SOURCE MATERIAL:
-.-.-
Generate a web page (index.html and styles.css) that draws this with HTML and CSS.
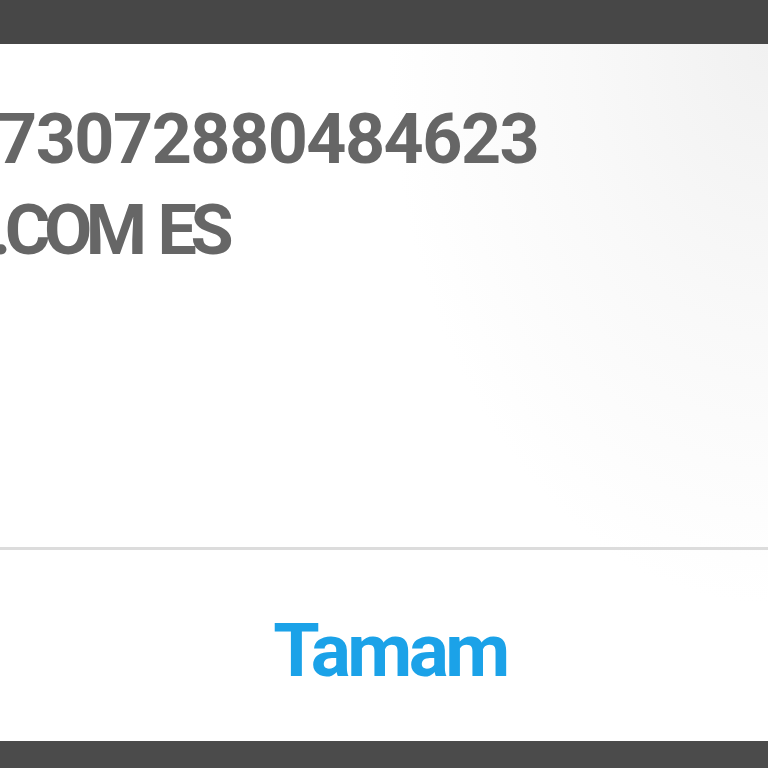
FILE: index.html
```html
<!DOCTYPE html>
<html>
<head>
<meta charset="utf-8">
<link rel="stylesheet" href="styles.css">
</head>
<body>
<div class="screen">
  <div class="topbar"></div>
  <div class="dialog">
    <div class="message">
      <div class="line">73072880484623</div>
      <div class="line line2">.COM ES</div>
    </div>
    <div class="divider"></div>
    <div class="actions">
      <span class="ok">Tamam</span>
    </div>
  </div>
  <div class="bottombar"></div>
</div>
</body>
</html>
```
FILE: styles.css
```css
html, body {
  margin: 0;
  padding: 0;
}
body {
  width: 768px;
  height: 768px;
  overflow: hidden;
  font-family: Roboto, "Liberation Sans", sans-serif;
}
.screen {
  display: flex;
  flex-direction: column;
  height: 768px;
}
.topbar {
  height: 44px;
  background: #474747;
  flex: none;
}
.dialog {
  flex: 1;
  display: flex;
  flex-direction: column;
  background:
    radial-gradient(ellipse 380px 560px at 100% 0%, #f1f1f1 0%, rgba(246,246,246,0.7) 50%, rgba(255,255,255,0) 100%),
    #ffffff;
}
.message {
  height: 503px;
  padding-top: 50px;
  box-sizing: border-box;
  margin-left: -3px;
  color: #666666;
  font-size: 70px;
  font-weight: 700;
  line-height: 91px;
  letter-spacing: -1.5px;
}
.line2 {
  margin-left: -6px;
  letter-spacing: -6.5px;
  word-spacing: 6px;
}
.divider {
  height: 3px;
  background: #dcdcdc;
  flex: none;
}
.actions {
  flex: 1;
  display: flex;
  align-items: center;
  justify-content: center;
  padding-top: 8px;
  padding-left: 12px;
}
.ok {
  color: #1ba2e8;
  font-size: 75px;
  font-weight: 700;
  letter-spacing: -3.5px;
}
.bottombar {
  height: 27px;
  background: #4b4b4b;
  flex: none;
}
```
-.-.-
EXERCISE REQUIREMENTS: Reproduce the material in its entirety and word for word, without the pictures.

SOLUTION FOR THIS TASK:
Generate a web page (index.html and styles.css) that draws this with HTML and CSS.
FILE: index.html
```html
<!DOCTYPE html>
<html>
<head>
<meta charset="utf-8">
<link rel="stylesheet" href="styles.css">
</head>
<body>
<div class="screen">
  <div class="topbar"></div>
  <div class="dialog">
    <div class="message">
      <div class="line">73072880484623</div>
      <div class="line line2">.COM ES</div>
    </div>
    <div class="divider"></div>
    <div class="actions">
      <span class="ok">Tamam</span>
    </div>
  </div>
  <div class="bottombar"></div>
</div>
</body>
</html>
```
FILE: styles.css
```css
html, body {
  margin: 0;
  padding: 0;
}
body {
  width: 768px;
  height: 768px;
  overflow: hidden;
  font-family: Roboto, "Liberation Sans", sans-serif;
}
.screen {
  display: flex;
  flex-direction: column;
  height: 768px;
}
.topbar {
  height: 44px;
  background: #474747;
  flex: none;
}
.dialog {
  flex: 1;
  display: flex;
  flex-direction: column;
  background:
    radial-gradient(ellipse 380px 560px at 100% 0%, #f1f1f1 0%, rgba(246,246,246,0.7) 50%, rgba(255,255,255,0) 100%),
    #ffffff;
}
.message {
  height: 503px;
  padding-top: 50px;
  box-sizing: border-box;
  margin-left: -3px;
  color: #666666;
  font-size: 70px;
  font-weight: 700;
  line-height: 91px;
  letter-spacing: -1.5px;
}
.line2 {
  margin-left: -6px;
  letter-spacing: -6.5px;
  word-spacing: 6px;
}
.divider {
  height: 3px;
  background: #dcdcdc;
  flex: none;
}
.actions {
  flex: 1;
  display: flex;
  align-items: center;
  justify-content: center;
  padding-top: 8px;
  padding-left: 12px;
}
.ok {
  color: #1ba2e8;
  font-size: 75px;
  font-weight: 700;
  letter-spacing: -3.5px;
}
.bottombar {
  height: 27px;
  background: #4b4b4b;
  flex: none;
}
```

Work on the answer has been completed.